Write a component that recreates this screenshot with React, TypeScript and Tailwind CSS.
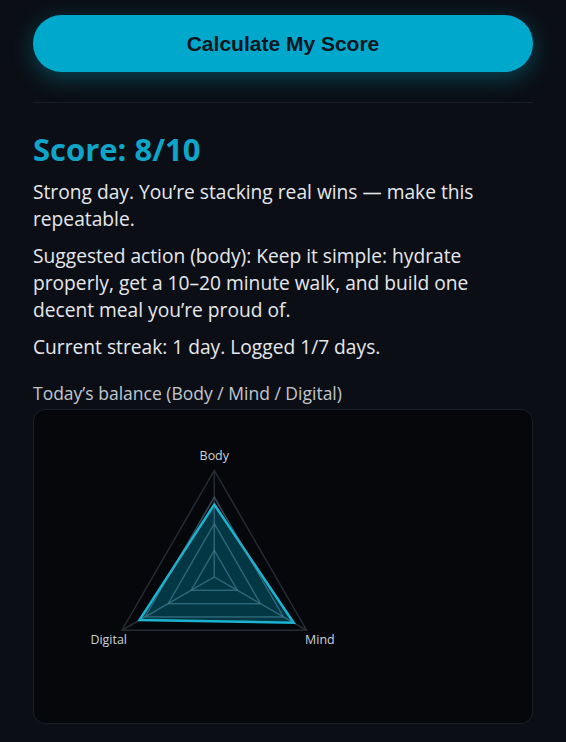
import React from 'react';

const axes = [
  { label: 'Body', angle: -90, value: 0.68 },
  { label: 'Mind', angle: 30, value: 0.86 },
  { label: 'Digital', angle: 150, value: 0.81 },
];

const CX = 181;
const CY = 167;
const R = 107;

const xy = (angle: number, r: number) => {
  const rad = (angle * Math.PI) / 180;
  return [CX + Math.cos(rad) * r, CY + Math.sin(rad) * r];
};

const pts = (r: (a: (typeof axes)[number]) => number) =>
  axes.map((a) => xy(a.angle, r(a)).map((n) => n.toFixed(1)).join(',')).join(' ');

const BalanceChart: React.FC = () => {
  const levels = [0.25, 0.5, 0.75, 1];

  return (
    <svg viewBox="0 0 500 313" className="block w-full h-full">
      {levels.map((l) => (
        <polygon key={l} points={pts(() => l * R)} fill="none" stroke="#262b34" strokeWidth={1.5} />
      ))}
      {axes.map((a) => {
        const [x, y] = xy(a.angle, R);
        return <line key={a.label} x1={CX} y1={CY} x2={x} y2={y} stroke="#262b34" strokeWidth={1.5} />;
      })}
      <polygon
        points={pts((a) => a.value * R)}
        fill="rgba(0,170,204,0.3)"
        stroke="#1ab3d1"
        strokeWidth={2.5}
      />
      {levels.slice(0, 3).map((l) => (
        <polygon
          key={`inner-${l}`}
          points={pts(() => l * R)}
          fill="none"
          stroke="rgba(90,150,165,0.35)"
          strokeWidth={1.2}
        />
      ))}
      {axes.map((a) => {
        const [x, y] = xy(a.angle, a.value * R);
        return (
          <line
            key={`in-${a.label}`}
            x1={CX}
            y1={CY}
            x2={x}
            y2={y}
            stroke="rgba(90,150,165,0.35)"
            strokeWidth={1.2}
          />
        );
      })}
      <g fill="#cdd1d8" fontSize="12.5" fontFamily="'Open Sans', sans-serif" textAnchor="middle">
        <text x={181} y={50}>Body</text>
        <text x={287} y={234}>Mind</text>
        <text x={75} y={234}>Digital</text>
      </g>
    </svg>
  );
};

const App: React.FC = () => {
  return (
    <div className="min-h-screen bg-[#0b0f15] px-[33px] pt-[15px] pb-4 font-['Open_Sans',sans-serif]">
      <button className="w-full h-[57px] rounded-full bg-[#00a8cc] text-[#0a1520] text-[21px] font-bold font-['Liberation_Sans',Arial,sans-serif] shadow-[0_6px_22px_rgba(0,168,204,0.35)]">
        Calculate My Score
      </button>

      <div className="mt-[30px] border-t border-[#1a1f27]" />

      <h2 className="mt-[27px] text-[31px] leading-[38px] font-bold text-[#0ea5c9]">Score: 8/10</h2>

      <div className="mt-[10px] max-w-[480px] space-y-[10px] text-[19.2px] leading-[27px] text-[#e6e8ec]">
        <p>Strong day. You’re stacking real wins — make this repeatable.</p>
        <p>
          Suggested action (body): Keep it simple: hydrate properly, get a 10–20 minute walk, and build one decent
          meal you’re proud of.
        </p>
        <p>Current streak: 1 day. Logged 1/7 days.</p>
      </div>

      <p className="mt-[21px] text-[17.5px] leading-[24px] text-[#c3c7ce]">Today’s balance (Body / Mind / Digital)</p>

      <div className="mt-[4px] h-[315px] rounded-xl border border-[#1a1f27] bg-[#05070a] overflow-hidden">
        <BalanceChart />
      </div>
    </div>
  );
};

export default App;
• • • •
Begin at the first line of the material and copy each line exactly through the one containing "axes.map((a) => xy(a.angle, r(a)).map((n)". Omit pictures.

Write a component that recreates this screenshot with React, TypeScript and Tailwind CSS.
import React from 'react';

const axes = [
  { label: 'Body', angle: -90, value: 0.68 },
  { label: 'Mind', angle: 30, value: 0.86 },
  { label: 'Digital', angle: 150, value: 0.81 },
];

const CX = 181;
const CY = 167;
const R = 107;

const xy = (angle: number, r: number) => {
  const rad = (angle * Math.PI) / 180;
  return [CX + Math.cos(rad) * r, CY + Math.sin(rad) * r];
};

const pts = (r: (a: (typeof axes)[number]) => number) =>
  axes.map((a) => xy(a.angle, r(a)).map((n) => n.toFixed(1)).join(',')).join(' ');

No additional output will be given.